**PROBLEM**
Select the lines that contain "components" and copy each of them.

## start INFORMATION SUPPLIED

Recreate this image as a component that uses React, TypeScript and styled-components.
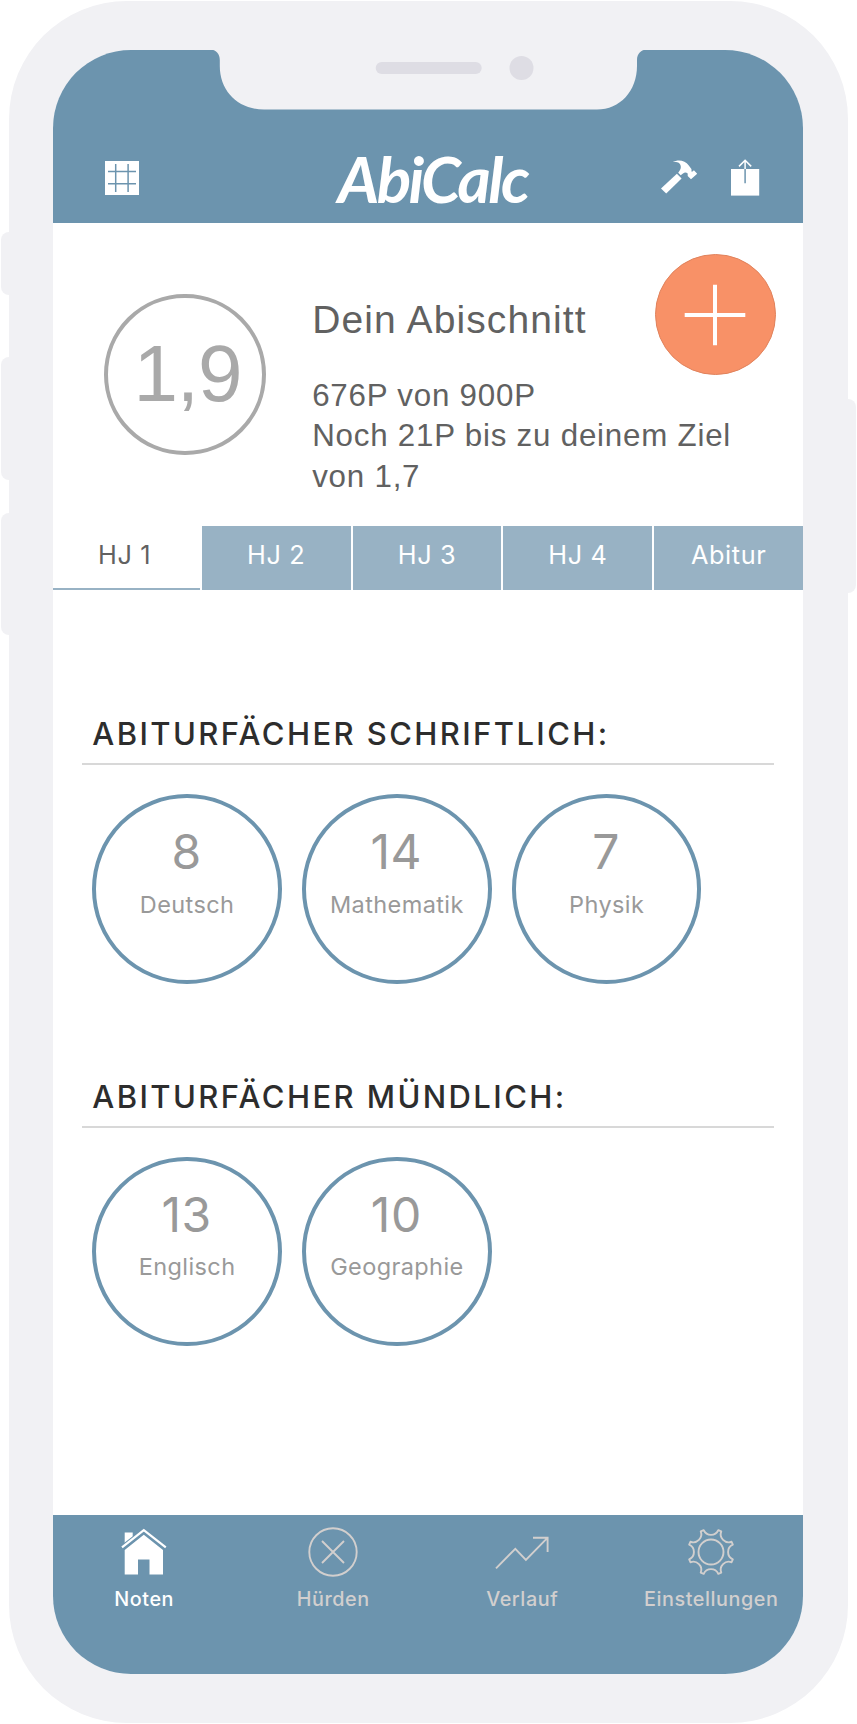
import React from 'react';
import styled, { createGlobalStyle } from 'styled-components';

const blue = '#6c94ae';
const paleBlue = '#98b2c4';
const frame = '#f1f1f4';
const muted = '#d2cfce';

const GlobalStyle = createGlobalStyle`
  * { box-sizing: border-box; }
  body { margin: 0; background: #fff; font-family: Inter, sans-serif; }
`;

const Stage = styled.div`
  position: relative;
  width: 857px;
  height: 1724px;
  padding: 1px 9px;
  overflow: hidden;
`;

const SideButton = styled.div<{ $side: 'left' | 'right'; $top: number; $length: number }>`
  position: absolute;
  ${({ $side }) => $side}: 1px;
  top: ${({ $top }) => $top}px;
  width: 30px;
  height: ${({ $length }) => $length}px;
  border-radius: 8px;
  background: ${frame};
`;

const Device = styled.div`
  position: relative;
  width: 839px;
  height: 1722px;
  padding: 48.6px 44.9px 49px 44.3px;
  border-radius: 118px;
  background: ${frame};
`;

const Screen = styled.div`
  display: flex;
  flex-direction: column;
  width: 100%;
  height: 100%;
  border-radius: 78px;
  overflow: hidden;
  background: #fff;
`;

const Notch = styled.svg`
  position: absolute;
  left: 201px;
  top: 48px;
  width: 437px;
  height: 62px;
`;

const Header = styled.header`
  display: flex;
  flex: none;
  align-items: flex-start;
  justify-content: space-between;
  height: 173.7px;
  padding: 96px 43px 0 51.7px;
  background: ${blue};
`;

const HeaderSide = styled.div<{ $end?: boolean }>`
  display: flex;
  width: 110px;
  padding-top: ${({ $end }) => ($end ? 13.5 : 15.5)}px;
  gap: 32px;
  justify-content: ${({ $end }) => ($end ? 'flex-end' : 'flex-start')};
`;

const Logo = styled.h1`
  margin: 0;
  width: 220px;
  text-align: center;
  font: italic 700 64px/66px Lato, sans-serif;
  letter-spacing: -2.6px;
  color: #fff;
`;

const Summary = styled.section`
  position: relative;
  display: flex;
  flex: none;
  gap: 46.5px;
  height: 302.3px;
  padding: 70.5px 0 0 51px;
  color: #616161;
  font-family: 'Liberation Sans', sans-serif;
`;

const Grade = styled.div`
  display: flex;
  flex: none;
  align-items: center;
  justify-content: center;
  width: 161.4px;
  height: 161.4px;
  padding: 0 0 1px 5px;
  border: 4px solid #a9a9a9;
  border-radius: 50%;
  color: #a9a9a9;
  font-size: 80px;
  line-height: 80px;
  letter-spacing: -1px;
`;

const SummaryText = styled.div`
  width: 440px;
  padding-top: 3px;
`;

const SummaryTitle = styled.h2`
  margin: 0 0 33px;
  font-size: 39px;
  font-weight: 400;
  line-height: 46px;
  letter-spacing: 1.1px;
`;

const SummaryLine = styled.p`
  margin: 0;
  font-size: 31.3px;
  line-height: 40.5px;
  letter-spacing: 0.78px;
`;

const AddButton = styled.button`
  position: absolute;
  top: 30.5px;
  right: 27.5px;
  display: flex;
  align-items: center;
  justify-content: center;
  width: 121px;
  height: 121px;
  padding: 2px 0 0;
  border: 1.5px solid #e0835d;
  border-radius: 50%;
  background: #f89167;
`;

const Tabs = styled.nav`
  display: flex;
  flex: none;
  height: 64.5px;
`;

const Tab = styled.div<{ $active?: boolean }>`
  display: flex;
  flex: ${({ $active }) => ($active ? '0 0 146.5px' : '1 1 0')};
  align-items: center;
  justify-content: center;
  padding-bottom: ${({ $active }) => ($active ? 4.5 : 6.5)}px;
  padding-right: ${({ $active }) => ($active ? 4 : 0)}px;
  border-left: ${({ $active }) => ($active ? 0 : 2)}px solid #fff;
  border-bottom: ${({ $active }) => ($active ? `2px solid ${paleBlue}` : '0')};
  background: ${({ $active }) => ($active ? '#fff' : paleBlue)};
  color: ${({ $active }) => ($active ? '#616161' : '#fff')};
  font-size: 25.3px;
  letter-spacing: 0.6px;
`;

const Content = styled.main`
  display: flex;
  flex: 1;
  flex-direction: column;
  padding: 124px 29px 0;
`;

const SubjectGroup = styled.section`
  height: 362.7px;
`;

const GroupTitle = styled.h3`
  height: 51.4px;
  margin: 0 0 28.6px;
  padding-left: 10px;
  border-bottom: 2px solid #d8d8d8;
  color: #2d2d2d;
  font-size: 31px;
  font-weight: 450;
  line-height: 40px;
  letter-spacing: 2.4px;
  white-space: nowrap;
`;

const SubjectRow = styled.div`
  display: flex;
  gap: 20.2px;
  padding-left: 10px;
`;

const Subject = styled.div`
  width: 189.6px;
  height: 189.6px;
  padding-top: 30px;
  border: 4px solid ${blue};
  border-radius: 50%;
  color: #999;
  text-align: center;
`;

const Points = styled.div`
  padding-right: 1px;
  font-size: 48px;
  line-height: 48px;
  letter-spacing: 0.6px;
`;

const SubjectName = styled.div`
  margin-top: 13.5px;
  font-size: 23.5px;
  line-height: 30px;
  letter-spacing: 0.4px;
`;

const BottomBar = styled.nav`
  display: flex;
  flex: none;
  justify-content: center;
  height: 159.4px;
  padding: 12.5px 1px 0 0;
  background: ${blue};
`;

const BarItem = styled.div<{ $active?: boolean }>`
  display: flex;
  flex: 0 0 189px;
  flex-direction: column;
  align-items: center;
  gap: 7.5px;
  color: ${({ $active }) => ($active ? '#fff' : muted)};
  font-size: 19.8px;
  font-weight: 500;
  line-height: 28px;
  letter-spacing: 0.55px;
`;

const GridIcon = () => (
  <svg width="34" height="34" viewBox="0 0 34 34">
    <rect width="34" height="34" fill="#fff" />
    <path d="M10.7 3v28M23.1 3v28M3 10.6h28M3 22.8h28" stroke={blue} strokeWidth="1.5" />
  </svg>
);

const HammerIcon = () => (
  <svg width="38" height="36" viewBox="0 0 38 36">
    <path
      fill="#fff"
      d="M12.7 3C18 .2 25 1 28.8 6.4L31.4 10c.3 1 .2 1.7-.1 2.4l1.3.2 1.3-1.3L37.2 14.7 31 20.3l-3.3-3.3v-2.5c-1.5-1.4-3.2-1.4-4.7.1l-2.3 1.7-2.5-2.6c3.2-3.4 3.5-7.1.8-9.6C17.5 2.7 15 2.8 12.7 3Z"
    />
    <path fill="#fff" d="M16.9 14.8l4.7 4.7L6.2 34.4 1 29.4Z" />
  </svg>
);

const ShareIcon = () => (
  <svg width="30" height="37" viewBox="0 0 30 37">
    <rect x="1" y="10" width="28.2" height="26.6" fill="#fff" />
    <path d="M15.1 1.5V11M9 7.4l6.1-6.2 6.1 6.2" fill="none" stroke="#fff" strokeWidth="1.5" />
    <path d="M15.1 10v14.3" stroke={blue} strokeWidth="1.5" />
  </svg>
);

const PlusIcon = () => (
  <svg width="62" height="62" viewBox="0 0 62 62">
    <path d="M31 .7v60.6M.7 31h60.6" stroke="#fff" strokeWidth="4" />
  </svg>
);

const HouseIcon = () => (
  <svg width="50" height="50" viewBox="0 0 50 50">
    <path d="M5.7 18V5.5h8v5.7Z" fill="#fff" />
    <path d="M3 20.7L24.8 4l22 16.7" fill="none" stroke={blue} strokeWidth="5" />
    <path d="M3 20.3L24.8 3.2l22 17.1" fill="none" stroke="#fff" strokeWidth="2.2" />
    <path d="M24.8 7.8L44 23v24.500H30.5v-15H19v15H5.700V23Z" fill="#fff" />
  </svg>
);

const CrossIcon = () => (
  <svg width="50" height="50" viewBox="0 0 50 50" fill="none" stroke="currentColor" strokeWidth="1.9">
    <circle cx="25" cy="25" r="23.7" />
    <path d="M14 14l22 22M36 14L14 36" />
  </svg>
);

const TrendIcon = () => (
  <svg width="56" height="50" viewBox="0 0 56 50" fill="none" stroke="currentColor" strokeWidth="1.9">
    <path d="M2 41.3l19.3-19.5 10.6 11L53.2 11.2M39 10.8h14.6V25" />
  </svg>
);

const toothPoint = (angle: number) => {
  const a = (angle * Math.PI) / 180;
  return `${(25 + 23 * Math.sin(a)).toFixed(2)} ${(25 - 23 * Math.cos(a)).toFixed(2)}`;
};

const gearOutline =
  Array.from({ length: 8 }, (_, i) => {
    const start = toothPoint(i * 45 - 18.5);
    const end = toothPoint(i * 45 + 18.5);
    return `${i === 0 ? 'M' : 'L'}${start}A8 8 0 0 0 ${end}`;
  }).join('') + 'Z';

const GearIcon = () => (
  <svg width="50" height="50" viewBox="0 0 50 50" fill="none" stroke="currentColor" strokeWidth="1.9">
    <path d={gearOutline} strokeLinejoin="round" />
    <circle cx="25" cy="25" r="12.5" />
  </svg>
);

const groups = [
  {
    title: 'ABITURFÄCHER SCHRIFTLICH:',
    subjects: [
      { name: 'Deutsch', points: 8 },
      { name: 'Mathematik', points: 14 },
      { name: 'Physik', points: 7 },
    ],
  },
  {
    title: 'ABITURFÄCHER MÜNDLICH:',
    subjects: [
      { name: 'Englisch', points: 13 },
      { name: 'Geographie', points: 10 },
    ],
  },
];

const terms = ['HJ 1', 'HJ 2', 'HJ 3', 'HJ 4', 'Abitur'];

const barItems = [
  { label: 'Noten', Icon: HouseIcon },
  { label: 'Hürden', Icon: CrossIcon },
  { label: 'Verlauf', Icon: TrendIcon },
  { label: 'Einstellungen', Icon: GearIcon },
];

export default function App() {
  return (
    <>
      <GlobalStyle />
      <Stage>
        <SideButton $side="left" $top={232} $length={63} />
        <SideButton $side="left" $top={357} $length={123} />
        <SideButton $side="left" $top={513} $length={122} />
        <SideButton $side="right" $top={399} $length={194} />
        <Device>
          <Screen>
            <Header>
              <HeaderSide>
                <GridIcon />
              </HeaderSide>
              <Logo>AbiCalc</Logo>
              <HeaderSide $end>
                <HammerIcon />
                <ShareIcon />
              </HeaderSide>
            </Header>
            <Summary>
              <Grade>1,9</Grade>
              <SummaryText>
                <SummaryTitle>Dein Abischnitt</SummaryTitle>
                <SummaryLine>676P von 900P</SummaryLine>
                <SummaryLine>Noch 21P bis zu deinem Ziel von 1,7</SummaryLine>
              </SummaryText>
              <AddButton aria-label="Hinzufügen">
                <PlusIcon />
              </AddButton>
            </Summary>
            <Tabs>
              {terms.map((term, i) => (
                <Tab key={term} $active={i === 0}>
                  {term}
                </Tab>
              ))}
            </Tabs>
            <Content>
              {groups.map(({ title, subjects }) => (
                <SubjectGroup key={title}>
                  <GroupTitle>{title}</GroupTitle>
                  <SubjectRow>
                    {subjects.map(({ name, points }) => (
                      <Subject key={name}>
                        <Points>{points}</Points>
                        <SubjectName>{name}</SubjectName>
                      </Subject>
                    ))}
                  </SubjectRow>
                </SubjectGroup>
              ))}
            </Content>
            <BottomBar>
              {barItems.map(({ label, Icon }, i) => (
                <BarItem key={label} $active={i === 0}>
                  <Icon />
                  {label}
                </BarItem>
              ))}
            </BottomBar>
          </Screen>
          <Notch viewBox="0 0 437 62">
            <path
              d="M0 0H437V.6C431 .6 427 5 427 11V17C427 42 410 60.500 387 60.500H54C28 60.500 9.800 42 9.800 17V11C9.800 5 6 .6 0 .6Z"
              fill={frame}
            />
            <rect x="165.700" y="13" width="106" height="12" rx="6" fill="#dedde4" />
            <circle cx="311.500" cy="19" r="12" fill="#dedde4" />
          </Notch>
        </Device>
      </Stage>
    </>
  );
}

## end INFORMATION SUPPLIED

**TASK ANSWER**
Recreate this image as a component that uses React, TypeScript and styled-components.
import styled, { createGlobalStyle } from 'styled-components';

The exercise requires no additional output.